### Dataset excerpt

'''

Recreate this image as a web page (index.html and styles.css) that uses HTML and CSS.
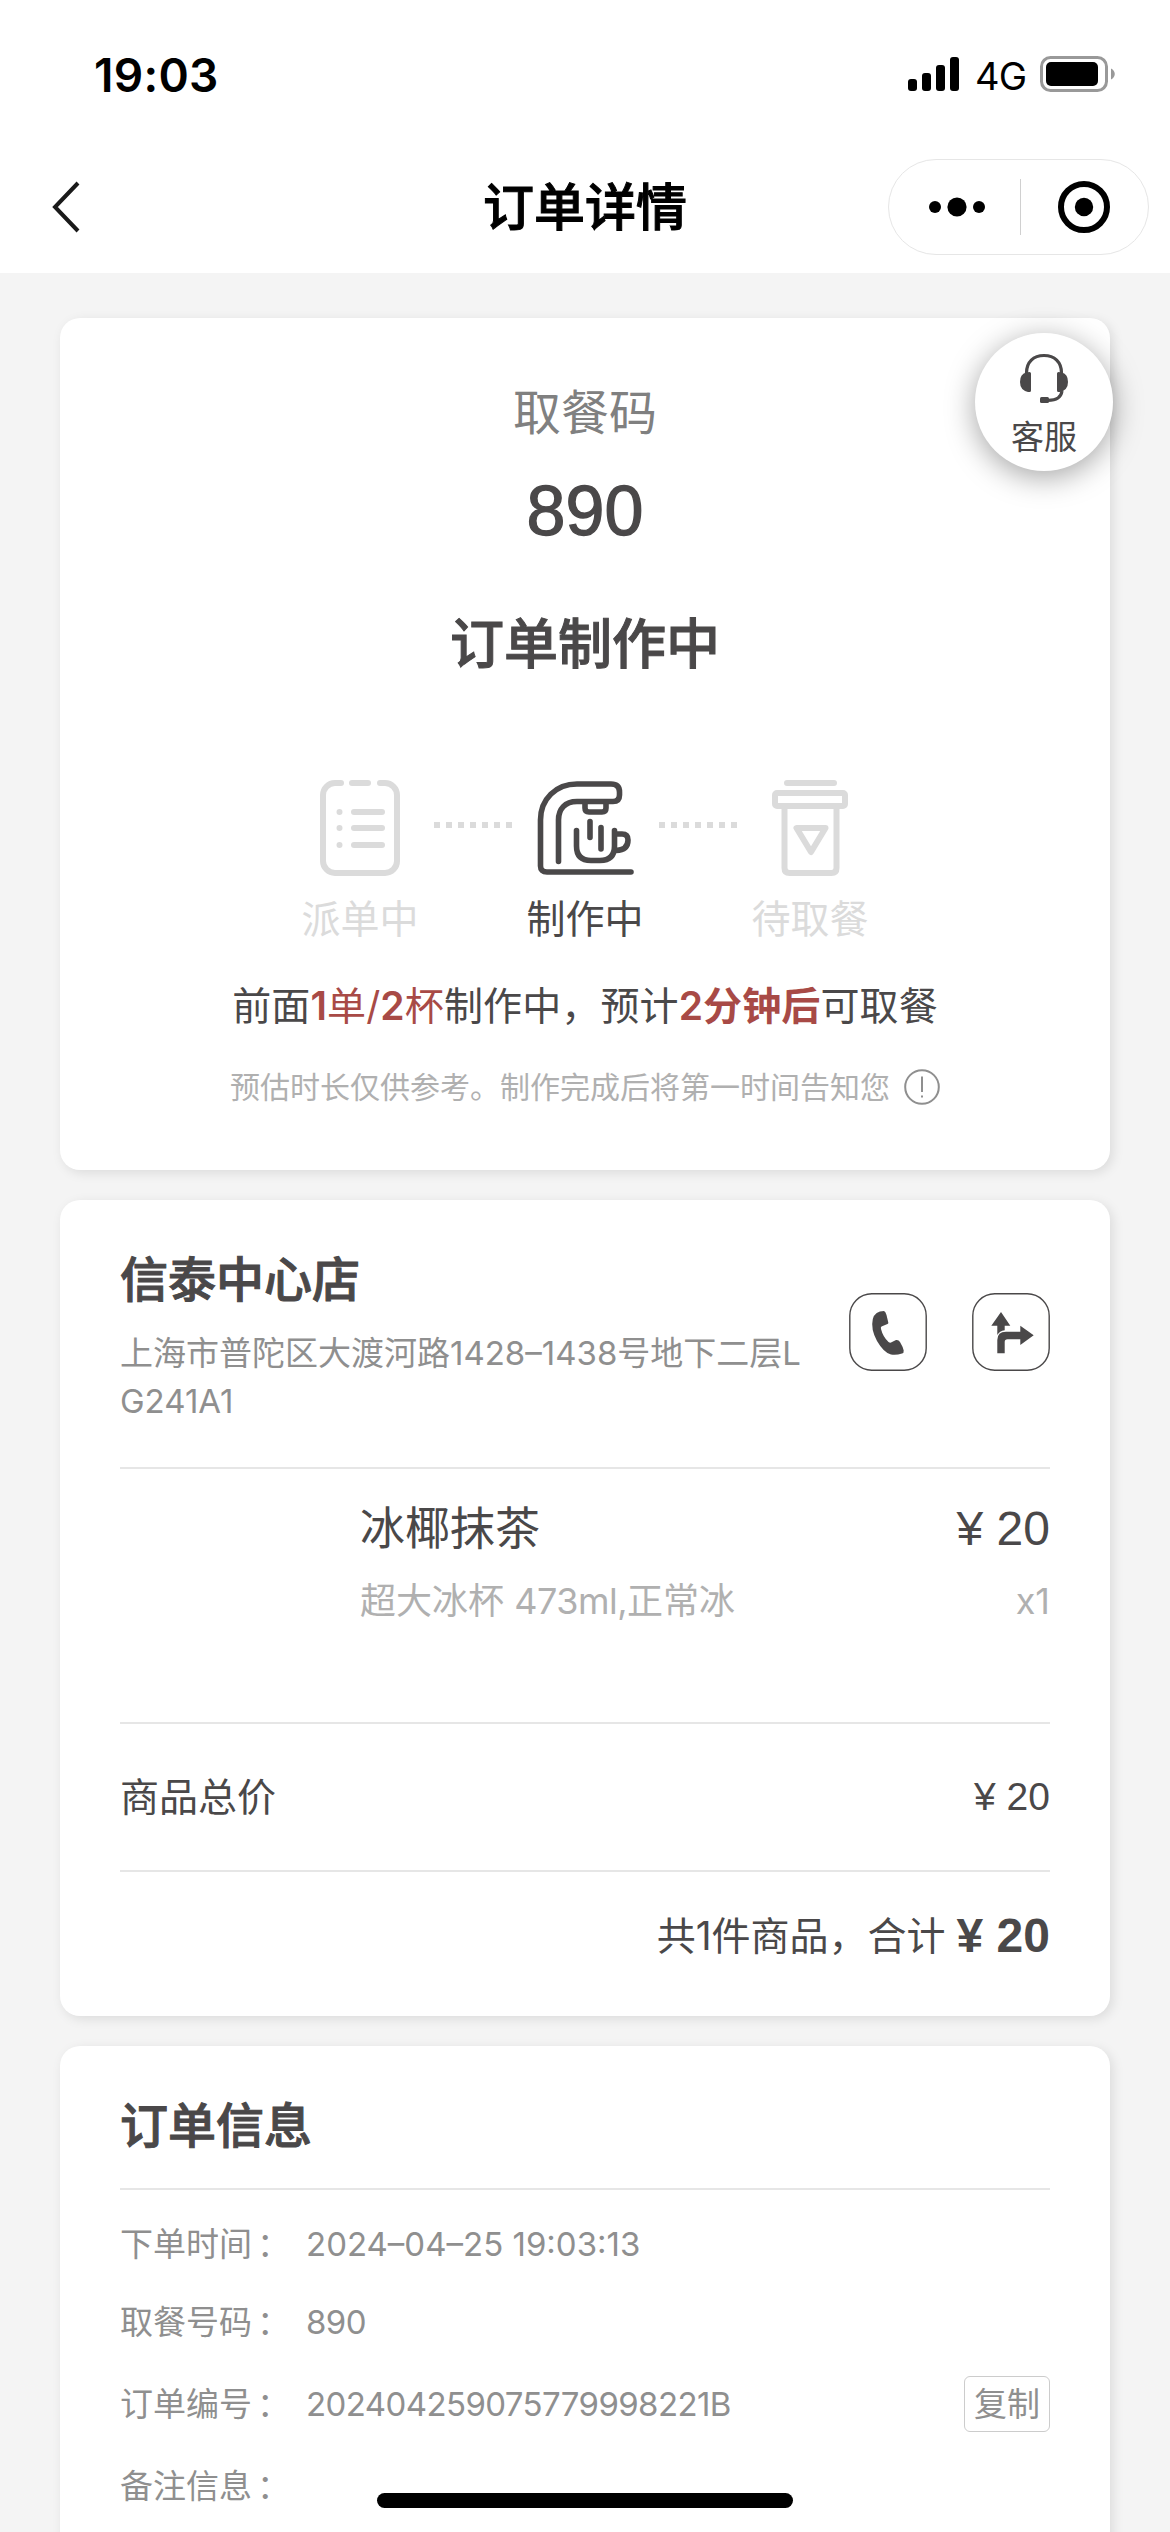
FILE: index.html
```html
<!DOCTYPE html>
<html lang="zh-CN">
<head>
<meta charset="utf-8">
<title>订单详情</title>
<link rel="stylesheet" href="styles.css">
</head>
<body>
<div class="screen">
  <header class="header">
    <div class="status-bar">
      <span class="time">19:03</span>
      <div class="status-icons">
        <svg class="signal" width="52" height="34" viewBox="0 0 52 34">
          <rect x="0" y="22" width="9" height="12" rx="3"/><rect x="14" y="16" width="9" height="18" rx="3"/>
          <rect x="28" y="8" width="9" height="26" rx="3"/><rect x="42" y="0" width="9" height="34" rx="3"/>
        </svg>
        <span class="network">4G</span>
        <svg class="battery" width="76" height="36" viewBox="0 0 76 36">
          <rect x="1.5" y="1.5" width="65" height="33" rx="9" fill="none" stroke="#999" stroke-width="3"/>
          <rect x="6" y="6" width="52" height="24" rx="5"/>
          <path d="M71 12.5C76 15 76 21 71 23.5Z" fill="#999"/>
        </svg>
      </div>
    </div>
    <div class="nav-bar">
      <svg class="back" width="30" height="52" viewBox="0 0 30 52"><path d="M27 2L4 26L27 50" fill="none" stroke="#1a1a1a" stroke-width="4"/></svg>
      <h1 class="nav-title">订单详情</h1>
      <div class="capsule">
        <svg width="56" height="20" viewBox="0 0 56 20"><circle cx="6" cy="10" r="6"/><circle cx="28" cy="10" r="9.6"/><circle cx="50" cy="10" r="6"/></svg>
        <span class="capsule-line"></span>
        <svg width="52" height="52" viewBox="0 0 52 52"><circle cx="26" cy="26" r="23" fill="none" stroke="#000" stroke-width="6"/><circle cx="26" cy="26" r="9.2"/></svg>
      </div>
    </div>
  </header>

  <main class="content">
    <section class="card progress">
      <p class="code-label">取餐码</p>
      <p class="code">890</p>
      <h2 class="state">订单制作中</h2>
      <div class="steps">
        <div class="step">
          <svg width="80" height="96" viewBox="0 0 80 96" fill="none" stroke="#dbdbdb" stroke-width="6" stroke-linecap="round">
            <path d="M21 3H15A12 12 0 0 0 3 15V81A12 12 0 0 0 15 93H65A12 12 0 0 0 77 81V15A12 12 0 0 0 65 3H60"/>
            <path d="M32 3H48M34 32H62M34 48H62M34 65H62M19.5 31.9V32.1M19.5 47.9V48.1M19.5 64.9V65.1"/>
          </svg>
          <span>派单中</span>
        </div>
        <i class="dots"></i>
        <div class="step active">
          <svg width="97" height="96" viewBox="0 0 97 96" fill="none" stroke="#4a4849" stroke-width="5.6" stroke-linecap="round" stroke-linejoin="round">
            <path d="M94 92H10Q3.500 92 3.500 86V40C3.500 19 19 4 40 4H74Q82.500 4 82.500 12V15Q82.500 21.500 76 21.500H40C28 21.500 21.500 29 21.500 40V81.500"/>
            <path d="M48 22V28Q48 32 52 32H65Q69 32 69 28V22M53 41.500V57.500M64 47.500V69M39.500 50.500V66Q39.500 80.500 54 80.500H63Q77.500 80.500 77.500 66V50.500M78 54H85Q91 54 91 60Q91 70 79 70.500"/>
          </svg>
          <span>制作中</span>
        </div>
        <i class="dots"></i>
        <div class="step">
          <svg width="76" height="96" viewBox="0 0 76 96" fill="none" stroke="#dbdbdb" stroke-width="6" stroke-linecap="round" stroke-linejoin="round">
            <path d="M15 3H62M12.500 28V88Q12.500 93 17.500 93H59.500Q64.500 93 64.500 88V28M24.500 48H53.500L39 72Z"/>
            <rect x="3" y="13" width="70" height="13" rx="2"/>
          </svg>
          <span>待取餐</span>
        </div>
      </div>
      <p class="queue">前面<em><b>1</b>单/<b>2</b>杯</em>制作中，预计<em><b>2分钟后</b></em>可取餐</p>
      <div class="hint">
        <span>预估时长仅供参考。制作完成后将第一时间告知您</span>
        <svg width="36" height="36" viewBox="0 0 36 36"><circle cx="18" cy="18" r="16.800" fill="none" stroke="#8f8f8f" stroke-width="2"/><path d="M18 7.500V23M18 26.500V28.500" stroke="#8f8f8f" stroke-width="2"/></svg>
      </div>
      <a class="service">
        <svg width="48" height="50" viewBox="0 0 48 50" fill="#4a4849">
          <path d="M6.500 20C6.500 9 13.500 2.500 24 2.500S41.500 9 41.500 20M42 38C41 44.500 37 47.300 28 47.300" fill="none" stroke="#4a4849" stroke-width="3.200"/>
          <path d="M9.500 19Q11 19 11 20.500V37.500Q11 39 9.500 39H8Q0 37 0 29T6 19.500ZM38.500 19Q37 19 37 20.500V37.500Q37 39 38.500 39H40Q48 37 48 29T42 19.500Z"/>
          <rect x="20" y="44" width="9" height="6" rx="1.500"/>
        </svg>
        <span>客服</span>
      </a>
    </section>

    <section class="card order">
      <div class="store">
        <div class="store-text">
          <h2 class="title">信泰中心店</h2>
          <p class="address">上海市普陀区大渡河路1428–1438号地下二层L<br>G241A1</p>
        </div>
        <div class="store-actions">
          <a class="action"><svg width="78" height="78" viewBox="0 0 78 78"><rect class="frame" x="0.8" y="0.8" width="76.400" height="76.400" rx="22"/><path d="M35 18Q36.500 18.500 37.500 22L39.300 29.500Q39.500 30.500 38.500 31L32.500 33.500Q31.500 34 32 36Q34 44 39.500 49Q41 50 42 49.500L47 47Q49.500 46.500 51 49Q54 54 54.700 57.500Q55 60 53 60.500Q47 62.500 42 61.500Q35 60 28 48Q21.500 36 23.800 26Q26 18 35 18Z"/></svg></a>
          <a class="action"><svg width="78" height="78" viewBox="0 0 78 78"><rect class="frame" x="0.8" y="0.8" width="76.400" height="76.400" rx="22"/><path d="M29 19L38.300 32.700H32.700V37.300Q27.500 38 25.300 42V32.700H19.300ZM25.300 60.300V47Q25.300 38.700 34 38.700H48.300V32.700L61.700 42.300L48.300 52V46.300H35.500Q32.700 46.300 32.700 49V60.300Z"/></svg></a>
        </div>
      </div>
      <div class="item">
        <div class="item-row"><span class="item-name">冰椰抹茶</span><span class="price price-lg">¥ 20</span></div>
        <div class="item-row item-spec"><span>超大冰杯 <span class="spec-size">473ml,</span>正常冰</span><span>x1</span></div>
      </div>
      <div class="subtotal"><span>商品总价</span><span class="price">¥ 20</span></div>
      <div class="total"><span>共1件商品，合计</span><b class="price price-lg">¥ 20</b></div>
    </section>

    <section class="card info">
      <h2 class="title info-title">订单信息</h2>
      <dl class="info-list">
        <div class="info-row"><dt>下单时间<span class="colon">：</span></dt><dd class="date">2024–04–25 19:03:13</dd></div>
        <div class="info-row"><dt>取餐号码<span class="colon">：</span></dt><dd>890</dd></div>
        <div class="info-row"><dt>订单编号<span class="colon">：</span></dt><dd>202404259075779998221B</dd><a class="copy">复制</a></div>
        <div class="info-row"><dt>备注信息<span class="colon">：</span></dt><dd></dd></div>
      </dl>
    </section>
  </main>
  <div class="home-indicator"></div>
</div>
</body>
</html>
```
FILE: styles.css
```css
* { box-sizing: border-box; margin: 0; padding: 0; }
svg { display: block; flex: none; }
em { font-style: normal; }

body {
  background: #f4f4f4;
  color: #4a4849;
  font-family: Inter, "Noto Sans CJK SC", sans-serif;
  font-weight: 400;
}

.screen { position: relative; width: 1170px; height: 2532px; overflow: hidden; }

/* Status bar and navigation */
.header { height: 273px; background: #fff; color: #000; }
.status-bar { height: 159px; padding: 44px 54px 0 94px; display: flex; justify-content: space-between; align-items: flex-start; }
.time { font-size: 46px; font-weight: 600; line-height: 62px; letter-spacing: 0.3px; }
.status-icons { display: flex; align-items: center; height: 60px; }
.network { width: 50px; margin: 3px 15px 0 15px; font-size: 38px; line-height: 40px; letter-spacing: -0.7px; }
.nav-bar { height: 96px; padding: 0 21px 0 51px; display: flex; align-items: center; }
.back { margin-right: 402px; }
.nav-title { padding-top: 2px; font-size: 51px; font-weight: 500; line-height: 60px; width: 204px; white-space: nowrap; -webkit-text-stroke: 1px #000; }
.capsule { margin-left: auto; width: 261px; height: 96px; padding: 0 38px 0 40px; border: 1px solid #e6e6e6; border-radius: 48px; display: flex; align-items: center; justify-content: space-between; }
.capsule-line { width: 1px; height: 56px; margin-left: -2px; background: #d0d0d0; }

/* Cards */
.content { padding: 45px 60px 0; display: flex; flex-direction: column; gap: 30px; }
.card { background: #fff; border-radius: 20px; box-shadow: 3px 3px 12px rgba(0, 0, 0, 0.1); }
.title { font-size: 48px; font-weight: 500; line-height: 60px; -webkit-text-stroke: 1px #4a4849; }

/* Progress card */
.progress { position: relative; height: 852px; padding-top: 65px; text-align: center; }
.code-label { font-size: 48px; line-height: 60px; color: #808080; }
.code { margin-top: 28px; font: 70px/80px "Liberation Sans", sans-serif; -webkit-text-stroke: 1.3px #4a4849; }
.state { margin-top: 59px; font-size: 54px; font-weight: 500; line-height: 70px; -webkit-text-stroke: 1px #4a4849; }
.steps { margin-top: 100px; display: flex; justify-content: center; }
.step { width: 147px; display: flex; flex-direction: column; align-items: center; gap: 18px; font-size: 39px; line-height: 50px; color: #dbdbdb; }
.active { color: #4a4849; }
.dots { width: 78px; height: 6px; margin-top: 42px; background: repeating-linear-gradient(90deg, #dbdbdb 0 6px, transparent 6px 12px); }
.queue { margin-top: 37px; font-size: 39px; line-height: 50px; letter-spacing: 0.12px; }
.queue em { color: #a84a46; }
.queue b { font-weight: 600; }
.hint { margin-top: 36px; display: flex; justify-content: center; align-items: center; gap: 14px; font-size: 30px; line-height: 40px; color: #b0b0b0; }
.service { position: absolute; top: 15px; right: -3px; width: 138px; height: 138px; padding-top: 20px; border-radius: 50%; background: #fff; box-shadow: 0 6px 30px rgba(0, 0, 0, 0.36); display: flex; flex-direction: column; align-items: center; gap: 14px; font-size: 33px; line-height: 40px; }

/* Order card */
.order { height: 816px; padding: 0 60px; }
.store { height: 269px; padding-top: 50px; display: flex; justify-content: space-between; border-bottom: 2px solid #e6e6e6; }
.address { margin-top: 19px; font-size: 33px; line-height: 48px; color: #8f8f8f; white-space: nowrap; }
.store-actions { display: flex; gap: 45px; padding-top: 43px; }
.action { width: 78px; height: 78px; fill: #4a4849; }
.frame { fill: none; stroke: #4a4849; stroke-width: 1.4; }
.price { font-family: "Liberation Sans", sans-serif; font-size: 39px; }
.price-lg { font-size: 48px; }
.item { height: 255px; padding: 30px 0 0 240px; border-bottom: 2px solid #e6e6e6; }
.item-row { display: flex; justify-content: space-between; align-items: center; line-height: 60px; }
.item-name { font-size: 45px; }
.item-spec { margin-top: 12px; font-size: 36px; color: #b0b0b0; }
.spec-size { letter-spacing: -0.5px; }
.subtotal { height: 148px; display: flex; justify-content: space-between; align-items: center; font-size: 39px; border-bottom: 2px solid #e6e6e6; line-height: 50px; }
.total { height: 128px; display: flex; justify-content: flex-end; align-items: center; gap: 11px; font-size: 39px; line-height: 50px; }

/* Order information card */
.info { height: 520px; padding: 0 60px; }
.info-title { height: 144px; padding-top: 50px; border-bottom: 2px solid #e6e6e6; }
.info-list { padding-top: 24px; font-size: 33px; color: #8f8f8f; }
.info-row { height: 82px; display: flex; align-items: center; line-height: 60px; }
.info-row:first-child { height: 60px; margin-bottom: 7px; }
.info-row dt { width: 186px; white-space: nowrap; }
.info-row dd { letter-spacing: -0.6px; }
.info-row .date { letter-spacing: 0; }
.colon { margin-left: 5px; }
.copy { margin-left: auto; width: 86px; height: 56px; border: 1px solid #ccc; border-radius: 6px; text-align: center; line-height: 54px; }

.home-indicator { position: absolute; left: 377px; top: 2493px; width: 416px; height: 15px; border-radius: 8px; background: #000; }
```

'''

Identify each line containing the string "index" and copy it out.

### The answer
Recreate this image as a web page (index.html and styles.css) that uses HTML and CSS.
FILE: index.html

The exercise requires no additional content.